Diese, dritte, Seillänge nimmt er dann im schönen Abendrot in Angriff, verschwindet ums Eck und kommt onsight durch. Ohne Sichtkontakt hören wir nur Jauchzen von oben und "geniale Klemmer", "gar nicht anstrengend wie im Topo angegeben" und ähnliches. Vor allem der erste Ausruf ist, nach einem längerem Risskletterurlaub von Flo, bereits ein Gütesiegel par excellence. Für mich reichts leider nur mit einmal hängen, ich habe die Füße falschrum im kleinen möglichen Bereich sortiert. Aber Flo hatte Recht, die Klemmer gehören zu den besten, die ich (nicht nur im Kalk) bisher klettern durfte und es kommt Flow auf, nicht nur bei Flo.

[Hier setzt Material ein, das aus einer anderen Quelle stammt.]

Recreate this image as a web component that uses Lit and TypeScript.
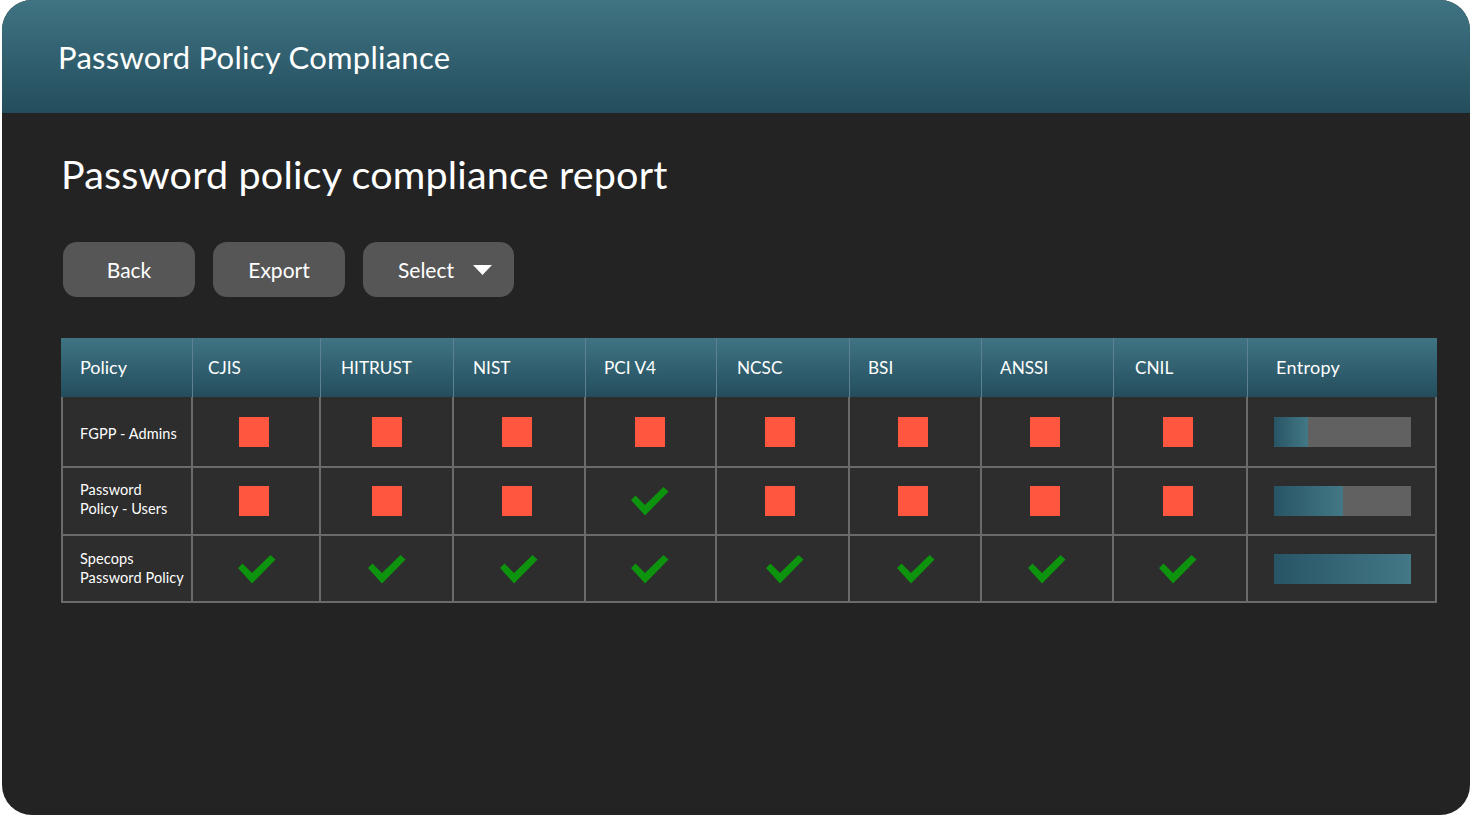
import { LitElement, html, css, svg } from 'lit';
import { customElement } from 'lit/decorators.js';

// left padding of each column: header text, red square, green check
const columns = [
  { name: 'CJIS', width: 128, head: 15, square: 46, check: 45 },
  { name: 'HITRUST', width: 133, head: 20, square: 51, check: 47 },
  { name: 'NIST', width: 132, head: 19, square: 48, check: 46 },
  { name: 'PCI V4', width: 131, head: 18, square: 49, check: 45 },
  { name: 'NCSC', width: 133, head: 20, square: 48, check: 49 },
  { name: 'BSI', width: 132, head: 18, square: 48, check: 47 },
  { name: 'ANSSI', width: 132, head: 18, square: 48, check: 46 },
  { name: 'CNIL', width: 134, head: 21, square: 49, check: 45 },
];

const rows = [
  { label: ['FGPP - Admins'], passed: [false, false, false, false, false, false, false, false], entropy: 25 },
  { label: ['Password', 'Policy - Users'], passed: [false, false, false, true, false, false, false, false], entropy: 50 },
  { label: ['Specops', 'Password Policy'], passed: [true, true, true, true, true, true, true, true], entropy: 100 },
];

const check = svg`<path d="M0 13 L4.5 8.5 L14 18 L32.5 0 L37.5 4.5 L14 28.5 Z" fill="#0d930d"></path>`;

@customElement('app-root')
export class AppRoot extends LitElement {
  static styles = css`
    :host {
      display: block;
      background: #fff;
      font-family: 'Lato', 'Open Sans', sans-serif;
      color: #fff;
    }
    .frame {
      box-sizing: border-box;
      height: 815px;
      margin: 0 3px 0 2px;
      background: #232323;
      border-radius: 30px;
      overflow: hidden;
    }
    .header {
      height: 113px;
      box-sizing: border-box;
      padding: 37px 0 0 56px;
      background: linear-gradient(#407483, #234d5d);
      font-size: 31px;
      line-height: 40px;
      letter-spacing: 0.27px;
    }
    .content {
      padding: 37px 0 0 59px;
    }
    h1 {
      margin: 0;
      font-weight: 400;
      font-size: 39.5px;
      line-height: 48px;
      letter-spacing: 0.18px;
    }
    .actions {
      display: flex;
      gap: 18px;
      margin: 44px 0 0 2px;
    }
    .btn {
      box-sizing: border-box;
      width: 132px;
      height: 55px;
      display: flex;
      align-items: center;
      justify-content: center;
      background: #565656;
      border-radius: 14px;
      font-size: 21px;
    }
    .btn.select {
      width: 151px;
      justify-content: flex-start;
      padding-left: 35px;
      gap: 19px;
    }
    .caret {
      width: 19px;
      height: 10px;
    }
    .table {
      margin-top: 41px;
      width: 1376px;
      font-size: 18px;
    }
    .row {
      display: flex;
    }
    .head {
      height: 59px;
      background: linear-gradient(#407483, #234d5d);
    }
    .head .cell {
      display: flex;
      align-items: center;
      border-right: 1px solid #5d8190;
      box-sizing: border-box;
      padding-bottom: 2px;
    }
    .head .cell:last-child {
      border-right: 0;
    }
    .head .standard {
      font-size: 17.2px;
      padding-bottom: 0;
    }
    .head .entropy {
      letter-spacing: 0.3px;
    }
    .body {
      background: #2d2d2d;
      border-left: 2px solid #6a6a6a;
      border-right: 2px solid #6a6a6a;
      border-bottom: 2px solid #6a6a6a;
      box-sizing: border-box;
    }
    .body .row {
      height: 68px;
      border-bottom: 2px solid #6a6a6a;
      box-sizing: border-box;
    }
    .body .row:first-child {
      height: 71px;
    }
    .body .row:last-child {
      height: 65px;
      border-bottom: 0;
    }
    .body .cell {
      box-sizing: border-box;
      display: flex;
      align-items: center;
      border-right: 2px solid #6a6a6a;
    }
    .body .cell:last-child {
      border-right: 0;
    }
    .policy {
      width: 132px;
      padding-left: 19px;
      flex: none;
      box-sizing: border-box;
    }
    .body .policy {
      width: 130px;
      padding-left: 17px;
      font-size: 14.5px;
      line-height: 19px;
      letter-spacing: 0.1px;
    }
    .body .row:nth-child(1) .policy {
      padding-top: 4px;
    }
    .body .row:nth-child(2) .policy {
      padding-bottom: 4px;
    }
    .body .row:nth-child(3) .policy {
      padding-bottom: 2px;
    }
    .square {
      width: 30px;
      height: 30px;
      background: #ff5640;
    }
    .tick {
      width: 38px;
      height: 30px;
    }
    .entropy {
      flex: 1;
      padding-left: 26px;
    }
    .head .entropy {
      padding-left: 28px;
    }
    .track {
      width: 137px;
      height: 30px;
      background: #616161;
    }
    .fill {
      height: 100%;
      background: linear-gradient(90deg, #285566, #437886);
    }
  `;

  render() {
    return html`
      <div class="frame">
        <div class="header">Password Policy Compliance</div>
        <div class="content">
          <h1>Password policy compliance report</h1>
          <div class="actions">
            <div class="btn">Back</div>
            <div class="btn">Export</div>
            <div class="btn select">
              Select
              <svg class="caret" viewBox="0 0 19 10"><path d="M0 0 H19 L9.5 10 Z" fill="#fff"></path></svg>
            </div>
          </div>
          <div class="table">
            <div class="row head">
              <div class="cell policy">Policy</div>
              ${columns.map(
                (c) => html`<div class="cell standard" style="width:${c.width}px;padding-left:${c.head}px">${c.name}</div>`
              )}
              <div class="cell entropy">Entropy</div>
            </div>
            <div class="body">
              ${rows.map(
                (r) => html`
                  <div class="row">
                    <div class="cell policy">
                      <div>${r.label.map((l) => html`<div>${l}</div>`)}</div>
                    </div>
                    ${r.passed.map((ok, i) => this.renderMark(ok, i))}
                    <div class="cell entropy">
                      <div class="track"><div class="fill" style="width:${r.entropy}%"></div></div>
                    </div>
                  </div>
                `
              )}
            </div>
          </div>
        </div>
      </div>
    `;
  }

  renderMark(ok: boolean, i: number) {
    const c = columns[i];
    return html`<div class="cell" style="width:${c.width}px;padding-left:${ok ? c.check : c.square}px">
      ${ok
        ? html`<svg class="tick" viewBox="0 -1 38 30">${check}</svg>`
        : html`<div class="square"></div>`}
    </div>`;
  }
}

Die letzte Seillänge führt über eine Kante nach rechts in eine Platte, die sich aber super auflöst. Auch ausgesetzt, aber weniger als in den letzten Längen, und in bestem Fels klettert es sich hier recht genüsslich. Im letzten Licht erreichen wir alle drei das Top und rennen (leider) in Kletterschuhen (wir hatten nicht gedacht/geplant, es durchzuschaffen mit etwas über einer guten Stunde Licht und hatten eigentlich vor, abzuseilen) zu den Rucksäcken. Ein gelungener erster Tag mit zwei schönen Schmankerln!
Vaferdeau, Joe Brown
Schwierigkeit: 5c+
Absicherung: ca. E1-2. Wer unsicher ist, kann fast überall dazulegen.
Erstbegehung: drei Geschwister Grimm, 1976
Fazit: Geniale Route, perfekt abzusichern. Klassiker! Die Geschwister Grimm können wohl doch mehr als nur Märchen.
Vaferdeau, La Sensationelle
Schwierigkeit: 6b+
Absicherung: ca. E1-2. Auch hier gilt, gut dazulegen geht überall (außer in der letzten Seillänge, 6a)
Erstbegehung: Christe, Weber 1962
Fazit: Wer etwas Übung in Rissen hat, nicht von der 6b+ abschrecken lassen! Über alle Längen hinweg imposante Kletterei, die sich einen äußerst logischen Weg durch die steileren Teile der Wand sucht. Rot- (oder Grünpunkt) steht bei mir noch aus, eventuell ja mit Variante der letzten Seillänge?